Журналист Андрей Архангельский — о фильме "Охрана" режиссера Александра Прошкина.
Клавдия (Мария Коровина), 26 лет, рыжеволосая, работает в охране разоряющегося металлургического завода. Беспросветная жизнь, которой тем не менее живут, — мы видим еще шестерых охранниц, таких же, как она, несчастных. Девушка хочет ребенка — больше ей хотеть тут нечего. Это единственное, что придаст смысл, как мы понимаем, ее существованию. Про мужа даже речи нет. Нет подходящих кандидатур, да и вообще выбирать не из кого.
Фильм снят по сценарию Юрия Арабова. Если во время просмотра мысленно проделать обратный процесс, то есть представить, как выглядел сценарий, мы поймем, что это незаурядная история. Которая могла бы составить счастье какого–нибудь фестиваля вроде Каннского. Это история о чуде, но не о чудесах.
Наши люди привыкли верить в какие–то зримые, физические, буквальные "чудеса". То есть — в видения, лучи, свечения, сны, не замечая, как говорится, повседневного — чуда стечения обстоятельств. Любая цепь совершенно абсурдных и невообразимых событий, каждое из которых по отдельности не говорит ни о чем, складывается задним числом в понятный и логичный узор. В математическую формулу. Вот это и есть чудо, говорит Арабов. А не то, что вы ищете.
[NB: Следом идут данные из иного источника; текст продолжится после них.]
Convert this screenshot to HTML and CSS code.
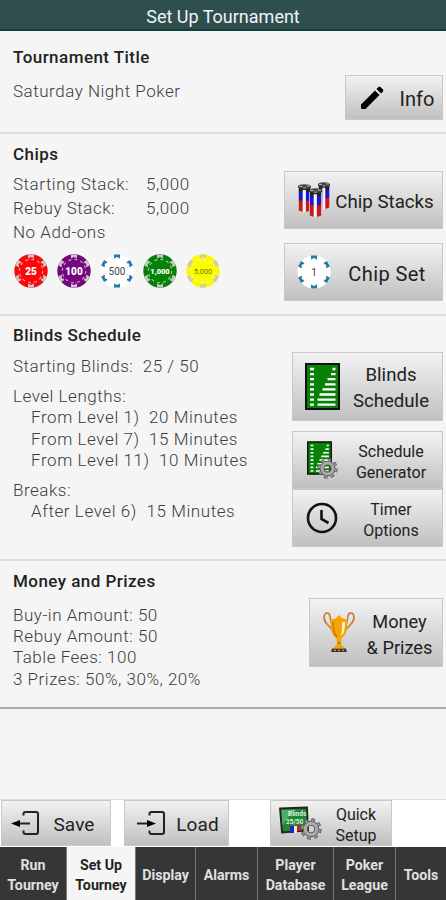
FILE: index.html
```html
<!DOCTYPE html>
<html lang="en">
<head>
    <meta charset="UTF-8">
    <meta name="viewport" content="width=device-width, initial-scale=1.0">
    <title>Set Up Tournament</title>
    <link rel="stylesheet" href="styles.css">
</head>
<body>
    <svg class="defs" width="0" height="0">
        <symbol id="chip" viewBox="0 0 34 34">
            <circle cx="17" cy="17" r="16.7" fill="currentColor"/>
            <g class="spots">
                <path id="spot" d="M14 .4h6v3.8h-1.600v-1h-2.800v1H14z"/>
                <use href="#spot" transform="rotate(60 17 17)"/>
                <use href="#spot" transform="rotate(120 17 17)"/>
                <use href="#spot" transform="rotate(180 17 17)"/>
                <use href="#spot" transform="rotate(240 17 17)"/>
                <use href="#spot" transform="rotate(300 17 17)"/>
            </g>
            <circle class="ring" cx="17" cy="17" r="11.700" fill="none" stroke-width="1.200" stroke-dasharray="3 3.130 3 3.120"/>
        </symbol>
        <symbol id="board" viewBox="0 0 35 47">
            <path d="M1 1h33v45H1z" fill="#078207" stroke="#111" stroke-width="2"/>
            <path d="M5 6h4M5 11.100h4M5 16.200h4M5 21.300h4M5 26.400h4M5 31.500h4M5 36.600h4M5 41.700h4M27.500 6h3M26 11.100h4.500M22.500 16.200h8M20 21.300h10.500M17.500 26.400h13M14.500 31.500h16M12.500 36.600h18M12.500 41.700h18" fill="none" stroke="#fff" stroke-width="2.300"/>
        </symbol>
        <symbol id="gear" viewBox="0 0 20 20">
            <circle cx="10" cy="10" r="8" fill="none" stroke="#555" stroke-width="3.400" stroke-dasharray="3.200 3.083"/>
            <circle cx="10" cy="10" r="5.200" fill="none" stroke="#555" stroke-width="4.600"/>
            <circle cx="10" cy="10" r="8" fill="none" stroke="#999" stroke-width="2" stroke-dasharray="2.200 4.083" stroke-dashoffset="-.5"/>
            <circle cx="10" cy="10" r="5.200" fill="none" stroke="#aaa" stroke-width="3"/>
        </symbol>
        <symbol id="stack" viewBox="0 0 12 29" preserveAspectRatio="none">
            <path d="M0 3h12v23q-6 4-12 0z" fill="#c9181c"/>
            <path d="M0 3h12v13q-6 2-12 0z" fill="#1c16c8"/>
            <path d="M0 2h12v5q-6 2-12 0z" fill="#222"/>
            <path d="M4.300 6h3v22h-3z" fill="#f2f2f2"/>
            <path d="M.4 4v22M11.600 4v22" stroke="#ddd" stroke-width=".8"/>
            <ellipse cx="6" cy="2.500" rx="6" ry="2.300" fill="#444"/>
            <path d="M1 2.500h3M8 2h3M5 4h2" stroke="#bbb"/>
        </symbol>
    </svg>

    <header class="title-bar">Set Up Tournament</header>

    <main class="content">
        <section class="section info-section">
            <div class="details">
                <h2>Tournament Title</h2>
                <p class="name">Saturday Night Poker</p>
            </div>
            <div class="actions">
                <button class="btn info-btn">
                    <svg class="pencil" viewBox="0 0 24 24"><path d="M1 18.500 15 4.500l4.500 4.500L5.500 23H2q-1 0-1-1zM16.500 3 18.500 1q1-.9 2 0L23 3.500q.9 1 0 2L21 7.500z"/></svg>
                    <span>Info</span>
                </button>
            </div>
        </section>

        <section class="section chips-section">
            <div class="details">
                <h2>Chips</h2>
                <dl>
                    <dt>Starting Stack:</dt><dd>5,000</dd>
                    <dt>Rebuy Stack:</dt><dd>5,000</dd>
                </dl>
                <p class="addons">No Add-ons</p>
                <div class="chips">
                    <svg class="chip red"><use href="#chip"/><text x="17" y="20.800">25</text></svg>
                    <svg class="chip purple"><use href="#chip"/><text x="17" y="20.800">100</text></svg>
                    <svg class="chip white"><use href="#chip"/><text x="17" y="20.500">500</text></svg>
                    <svg class="chip green"><use href="#chip"/><text x="17" y="19.800">1,000</text></svg>
                    <svg class="chip yellow"><use href="#chip"/><text x="17" y="19.500">5,000</text></svg>
                </div>
            </div>
            <div class="actions">
                <button class="btn stacks-btn">
                    <svg class="stacks" viewBox="0 0 34 36">
                        <use href="#stack" x="21" y="0" width="12" height="28"/>
                        <use href="#stack" x="1" y="2" width="13" height="29"/>
                        <use href="#stack" x="12" y="6" width="13" height="30"/>
                    </svg>
                    <span>Chip Stacks</span>
                </button>
                <button class="btn set-btn">
                    <svg class="chip white one"><use href="#chip"/><text x="17" y="20.500">1</text></svg>
                    <span>Chip Set</span>
                </button>
            </div>
        </section>

        <section class="section blinds-section">
            <div class="details">
                <h2>Blinds Schedule</h2>
                <p class="starting">Starting Blinds:&nbsp; 25 / 50</p>
                <p>Level Lengths:</p>
                <ul>
                    <li>From Level 1)&nbsp; 20 Minutes</li>
                    <li>From Level 7)&nbsp; 15 Minutes</li>
                    <li>From Level 11)&nbsp; 10 Minutes</li>
                </ul>
                <p class="breaks">Breaks:</p>
                <ul>
                    <li>After Level 6)&nbsp; 15 Minutes</li>
                </ul>
            </div>
            <div class="actions">
                <button class="btn blinds-btn">
                    <svg class="board" viewBox="0 0 35 47"><use href="#board"/></svg>
                    <span>Blinds<br>Schedule</span>
                </button>
                <button class="btn small-btn generator-btn">
                    <svg class="generator" viewBox="0 0 31 38">
                        <use href="#board" width="25" height="34"/>
                        <use href="#gear" x="10" y="17" width="21" height="21"/>
                    </svg>
                    <span>Schedule<br>Generator</span>
                </button>
                <button class="btn small-btn timer-btn">
                    <svg class="clock" viewBox="0 0 32 32"><circle cx="16" cy="16" r="14"/><path d="M15.500 8v9l7 4"/></svg>
                    <span>Timer<br>Options</span>
                </button>
            </div>
        </section>

        <section class="section money-section">
            <div class="details">
                <h2>Money and Prizes</h2>
                <p>Buy-in Amount: 50</p>
                <p>Rebuy Amount: 50</p>
                <p>Table Fees: 100</p>
                <p>3 Prizes: 50%, 30%, 20%</p>
            </div>
            <div class="actions">
                <button class="btn money-btn">
                    <svg class="trophy" viewBox="0 0 32 41">
                        <path d="M9 12C6 5 8 1 4.500 1 0 1 0 8 4 12q4 4 7 9M23 12c3-7 1-11 4.500-11C32 1 32 8 28 12q-4 4-7 9" fill="none" stroke="#c9782f" stroke-width="1.600"/>
                        <path d="M7.500 8 13 6l3-3 3 3 5.500 2c0 9-1 15-6 18.500L18 32l3.500 4h-11l3.500-4-.5-5.500C8.500 23 7.500 17 7.500 8z" fill="#f4a407"/>
                        <path d="M19 10h3c0 7-1 12-4 14 1-5 1-9 1-14z" fill="#fff3ca"/>
                        <path d="M10 10c0 7 1 12 4 15M14 31h4" fill="none" stroke="#ce7900" stroke-width="1.500"/>
                        <path d="M9 36.500h14l1 3.500H8z" fill="#49331b"/>
                        <path d="M11 38.300h2M15 38.300h2M19 38.300h2" stroke="#d8b36c"/>
                    </svg>
                    <span>Money<br>&amp; Prizes</span>
                </button>
            </div>
        </section>
    </main>

    <div class="toolbar">
        <button class="btn save-btn">
            <svg class="door" viewBox="0 0 31 26"><path class="frame" d="M13.500 5.500V4q0-2 2-2H26q2 0 2 2v18q0 2-2 2H15.500q-2 0-2-2v-1.500"/><path class="shaft" d="M7 13.500h13"/><path d="M1 13.500 10 10v7z"/></svg>
            <span>Save</span>
        </button>
        <button class="btn load-btn">
            <svg class="door" viewBox="0 0 31 26"><path class="frame" d="M13.500 5.500V4q0-2 2-2H26q2 0 2 2v18q0 2-2 2H15.500q-2 0-2-2v-1.500"/><path class="shaft" d="M1 13.500h12"/><path d="M20 13.500 11 10v7z"/></svg>
            <span>Load</span>
        </button>
        <button class="btn quick-btn">
            <svg class="quick" viewBox="0 0 44 34">
                <path d="M2 2.500 29 1.500l1 23-26 2z" fill="#238439" stroke="#222" stroke-width="1.800"/>
                <path d="m3.500 4 12-.5-11 16z" fill="#4fae62"/>
                <text x="10" y="10">Blinds</text>
                <text x="8" y="18">25/50</text>
                <path d="M12 20h4v7h-4z" fill="#2822b8"/><path d="M16 20h3v7h-3z" fill="#e8e8e8"/><path d="M19 19h4v6h-4z" fill="#be2525"/>
                <use href="#gear" x="22" y="12" width="22" height="22"/>
            </svg>
            <span>Quick<br>Setup</span>
        </button>
    </div>

    <nav class="tabs">
        <a>Run<br>Tourney</a>
        <a class="active">Set Up<br>Tourney</a>
        <a>Display</a>
        <a>Alarms</a>
        <a>Player<br>Database</a>
        <a>Poker<br>League</a>
        <a class="tools">Tools</a>
    </nav>
</body>
</html>
```
FILE: styles.css
```css
* {
    box-sizing: border-box;
}

body {
    margin: 0;
    height: 900px;
    display: flex;
    flex-direction: column;
    overflow: hidden;
    background: #f5f5f5;
    color: #3c3c3c;
    font-family: Roboto, sans-serif;
    font-size: 17px;
    font-weight: 300;
    letter-spacing: 0.52px;
}

h2, p, ul, dl, dd {
    margin: 0;
    padding: 0;
}

.defs {
    position: absolute;
}

.title-bar {
    height: 31px;
    flex: none;
    padding-top: 3px;
    border-bottom: 2px solid #143f36;
    background: #2f4f4f;
    color: #f0f5f5;
    font-size: 18px;
    font-weight: 400;
    letter-spacing: 0;
    line-height: 28px;
    text-align: center;
}

.content {
    flex: 1;
}

.section {
    display: flex;
    justify-content: space-between;
    padding: 0 3px 0 13px;
    border-bottom: 2px solid #dedede;
}

.info-section {
    height: 103px;
}

.chips-section {
    height: 182px;
}

.blinds-section {
    height: 245px;
}

.money-section {
    height: 148px;
    border-color: #aaa;
}

.details {
    white-space: nowrap;
}

h2 {
    padding-top: 9px;
    color: #222;
    font-size: 17px;
    font-weight: 500;
    letter-spacing: 0.45px;
    line-height: 22px;
}

.info-section h2 {
    padding-top: 15px;
}

.name {
    padding-top: 12px;
    line-height: 22px;
}

dl {
    display: grid;
    grid-template-columns: 133px auto;
    padding-top: 7px;
    line-height: 24px;
}

.addons {
    line-height: 24px;
}

.chips {
    display: flex;
    gap: 9px;
    margin: 10px 0 0 1px;
}

.chip {
    width: 34px;
    height: 34px;
    flex: none;
    fill: #fff;
    font-size: 10px;
    font-weight: 900;
    letter-spacing: 0;
    text-anchor: middle;
}

.spots {
    fill: #c8c8c8;
}

.ring {
    stroke: #ffffff99;
}

.red {
    color: #fb0808;
}

.purple {
    color: #760580;
}

.green {
    color: #078007;
}

.yellow {
    color: #fbfb00;
}

/* the spots inherit their fill from the chip */
.white {
    color: #fff;
    --spot: #2478ac;
}

.spots {
    fill: var(--spot, #c8c8c8);
}

.white .ring {
    stroke: #aab7c0;
}

.white text {
    fill: #444;
    font-weight: 400;
}

.green text {
    font-size: 7.5px;
}

.yellow text {
    fill: #777700;
    font-size: 7.5px;
    font-weight: 400;
}

.blinds-section h2 {
    padding-top: 8px;
}

.blinds-section p,
.blinds-section li,
.money-section p {
    line-height: 21.2px;
}

.blinds-section .starting {
    padding: 10px 0 9px;
}

.blinds-section .breaks {
    padding-top: 9px;
}

ul {
    padding-left: 18px;
    letter-spacing: 0.58px;
    list-style: none;
}

.money-section h2 {
    padding-bottom: 13px;
}

.actions {
    flex: none;
}

.btn {
    display: flex;
    align-items: center;
    padding: 0;
    border: 1px solid #c8c8c8;
    background: linear-gradient(#f2f2f2, #c0c0c0);
    color: #222;
    font-family: inherit;
    font-size: 19px;
    font-weight: 400;
    letter-spacing: 0.1px;
    line-height: 26px;
    white-space: nowrap;
}

.btn span {
    flex: 1;
    text-align: center;
}

.btn svg {
    flex: none;
}

.info-btn {
    width: 98px;
    height: 45px;
    margin-top: 44px;
}

.pencil {
    width: 24px;
    height: 24px;
    margin-left: 14px;
}

.info-btn span {
    padding: 3px 0 0 8px;
    font-size: 20px;
}

.stacks-btn,
.set-btn {
    width: 159px;
    height: 58px;
    margin-top: 37px;
}

.set-btn {
    margin-top: 14px;
    font-size: 20px;
    letter-spacing: 0.4px;
}

.stacks {
    width: 34px;
    height: 36px;
    margin-left: 12px;
}

.stacks-btn span {
    padding: 4px 4px 0 0;
    font-size: 18.7px;
    letter-spacing: 0;
}

.set-btn .chip {
    margin-left: 12px;
}

.set-btn span {
    padding: 3px 0 0 1px;
}

.blinds-btn {
    width: 151px;
    height: 69px;
    margin-top: 36px;
    font-size: 18.6px;
    letter-spacing: 0;
}

.board {
    width: 35px;
    height: 47px;
    margin-left: 12px;
}

.blinds-btn span {
    padding: 3px 0 0 0;
}

.small-btn {
    width: 151px;
    height: 58px;
    margin-top: 10px;
    font-size: 16px;
    letter-spacing: 0;
    line-height: 21px;
}

.timer-btn {
    margin-top: 0;
}

.generator {
    width: 31px;
    height: 38px;
    margin-left: 14px;
}

.clock {
    width: 32px;
    height: 32px;
    margin-left: 13px;
    fill: none;
    stroke: #111;
    stroke-width: 2.6;
}

.small-btn span {
    padding: 3px 0 0 2px;
}

.money-btn {
    width: 134px;
    height: 69px;
    margin-top: 37px;
    font-size: 18.2px;
    letter-spacing: 0;
}

.trophy {
    width: 32px;
    height: 41px;
    margin-left: 13px;
}

.money-btn span {
    padding: 4px 0 0 2px;
}

.toolbar {
    height: 48px;
    flex: none;
    display: flex;
    padding: 0 0 0 1px;
    border-top: 1px solid #ddd;
    background: #fff;
}

.toolbar .btn {
    height: 46px;
}

.save-btn {
    width: 110px;
}

.load-btn {
    width: 105px;
    margin-left: 13px;
}

.door {
    width: 31px;
    height: 26px;
    margin-left: 8px;
}

.load-btn .door {
    margin-left: 11px;
}

.frame,
.shaft {
    fill: none;
    stroke: #222;
    stroke-width: 2;
}

.save-btn span {
    padding: 4px 3px 0 0;
}

.load-btn span {
    padding: 4px 0 0 0;
}

.quick-btn {
    width: 122px;
    margin-left: 41px;
    font-size: 16px;
    letter-spacing: 0;
    line-height: 21px;
}

.quick {
    width: 44px;
    height: 34px;
    margin-left: 7px;
}

.quick text {
    fill: #d9f2dc;
    font-size: 6.5px;
    font-weight: 700;
    letter-spacing: 0;
}

.quick-btn span {
    padding: 4px 1px 0 0;
}

.tabs {
    height: 53px;
    flex: none;
    display: grid;
    grid-template-columns: 67px 69px 60px 62px 76px 62px 50px;
    background: #363636;
    color: #e0e0e0;
    font-size: 14.2px;
    font-weight: 700;
    letter-spacing: 0;
    line-height: 20px;
    text-align: center;
}

.tabs a {
    display: flex;
    align-items: center;
    justify-content: center;
    padding-top: 3px;
    border-right: 1px solid #777;
}

.tabs a.active {
    background: #f5f5f5;
    color: #222;
}

.tabs .tools {
    border-right: none;
}
```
Но при всем том еще надо во что–то верить. То есть быть вовлеченным во что–то, иметь какую–то страсть. Быть добрым, помогать людям, но и своего не упускать. В общем — как–то вот сочетать. То есть быть человеком.
Все это вроде бы есть в фильме. Но всякий раз тут нарушена какая–то пропорция. В каждом из эпизодов, на которые распадается фильм, не докручена или, наоборот, сильно, до упора, закручена какая–то гаечка. Ну и, конечно, мы видим, на какие компромиссы должен сегодня идти режиссер, чтобы его не обвинили в сгущении красок, мрачности, нагнетании, чернухе и т. д. Например, трудятся охранницы в мрачном месте, но при этом живут в живописном городке на берегу Волги. Стены обшарпанные, пустые глазницы окон, но рядом есть и белокаменные красоты, и даже Кортнев (камео) с концертом сюда приезжает и говорит: "Красиво у вас тут". Охранницы запросто переводят с латыни и напевают в свободное от работы время джазовые импровизации. И, конечно, легче их представить в интерьерах какого–нибудь Гоголь–центра в Москве или Новой сцены Александринского театра.
Вроде мрачно, однако не мрачно. Беспросветно, но не без проблесков. Тут общая проблема русского кино: нецельность высказывания. Ничего невозможно выговорить до конца. Ни одной мысли или идеи. Приходится все время обрывать себя на полуслове, на ходу поправлять, перебивать, заканчивать совсем не о том, о чем начал. Любой такой фильм — про "правду жизни" — петляет как заяц, от самого себя в первую очередь, ну и от зрителя тоже.
Вообще, это серьезная проблема — как играть "беспросветность". Есть идеальный рецепт, который одинаково выручал всех, от режиссера Каурисмяки (вспомним его "Девушку со спичечной фабрики") до режиссера Сигарева ("Страна ОЗ").
Такие героини, как у нас в фильме, должны для достоверности большую часть времени просто молчать и изредка скупо ронять слово. А тут герои заливаются, щебечут, постоянно что–то произносят, перебивают друг дружку, что–то изрекают, задвигают, сказывают. Между тем любая "гладкая, складная речь" сегодня фальшива. Почему так сложилось? Непонятно, но режиссер, конечно, должен чувствовать это.
Но никто в фильме не хочет молчать. Это тоже в своем роде чудо — что в результате всех эти разговоров исчезает главное. Собственно чудо.